L’erosione eolica inoltre è testimoniata dalla presenza dei cosiddetti tafoni, cavità alveolari naturali più o meno grandi, scavate sulle pareti delle rocce e che testimoniano l’opera instancabile di erosione del vento. Un esempio simile si trova in Perù, a Marcahuasi, un altopiano di origine vulcanica che presenta delle forme naturali analoghe a quelle dell’Argimusco. Dal 2012 l’Argimusco è protagonista di uno studio di archeoastronomia da parte di Andrea Orlando, dottore di ricerca in astrofisica nucleare e presidente dell’Istituto di Archeoastronomia Siciliana. Scrive Michela Costa su meridionews.it:
«Nel suo articolo intitolato Argimusco: Cartography, Archaeology and Astronomy pubblicato nel 2017 su Astrophysics and Space Science Proceedings, Orlando arriva alla conclusione che, grazie alla presenza di fortuiti allineamenti astronomici delle rocce, l’altopiano possa avere avuto nell’antichità una funzione calendariale, per scandire l’alternanza delle stagioni. «In Sicilia sono tanti i luoghi al confine tra cielo e terra, legati all’archeoastronomia. Dall’Argimusco si gode di un orizzonte libero a 360 gradi con la presenza, ad oriente, della Rocca Salvatesta, o Rocca di Novara, che è un vero e proprio indicatore equinoziale naturale», spiega Orlando. «Ciò vuol dire che all’alba degli equinozi il sole sorge nei pressi della Rocca e ciò lascia supporre che questo punto nell’orizzonte, insieme ad altri, possa aver permesso all’uomo, fin dal Neolitico, di realizzare un vero e proprio calendario astronomico utile per le pratiche agricole e religiose.» (Argimusco, i falsi miti sulla Stonehenge siciliana. Per la prima volta indagini di un equipe di studiosi, meridionews.it)

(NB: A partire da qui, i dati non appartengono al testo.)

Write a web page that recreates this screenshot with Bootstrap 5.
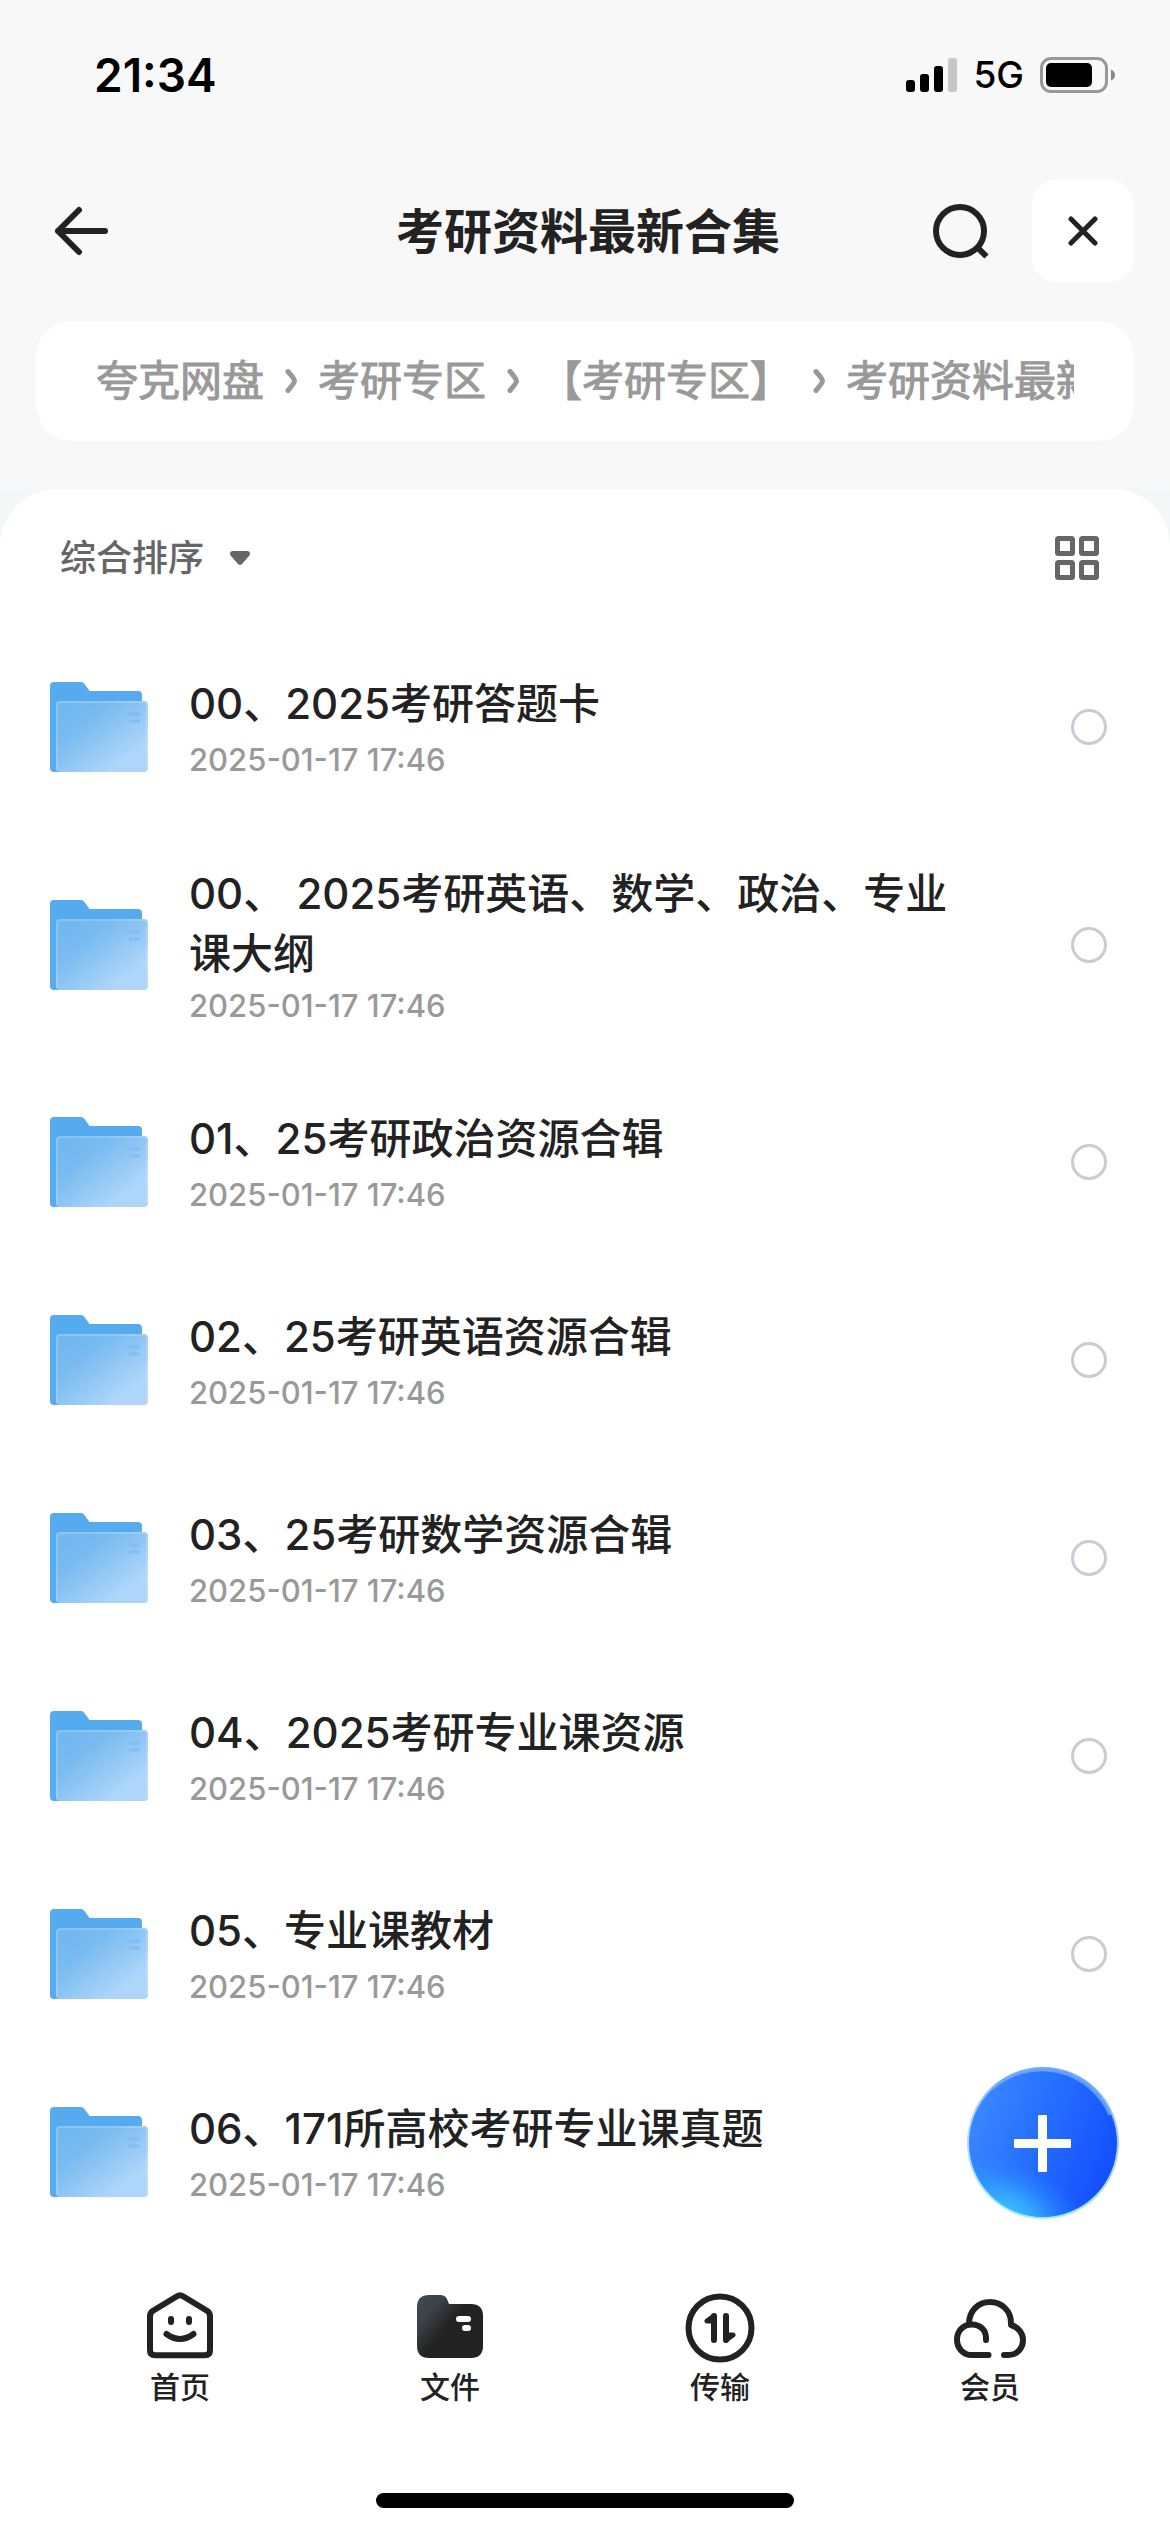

E non è certo un caso che di recente l’Argimusco sia stato proposto all’Unesco perché venga riconosciuto come un sito di interesse mondiale da studiare e tutelare.
Bene, qualsiasi sia la storia di questo luogo, esso è ancora molto poco noto agli stessi siciliani, non solo ai turisti. Così, dopo aver visto le Rocche dell’Argimusco potreste visitare il borgo di Montalbano Elicona, il suo castello medievale e poi, proseguire con la Riserva Naturale Orientata del Bosco di Malabotta, scrigno di biodiversità fra Roccella Valdemone e Montalbano Elicona, dove si è spontaneamente formato un ecosistema ricchissimo di flora e fauna. Ma di questo parleremo in altri post.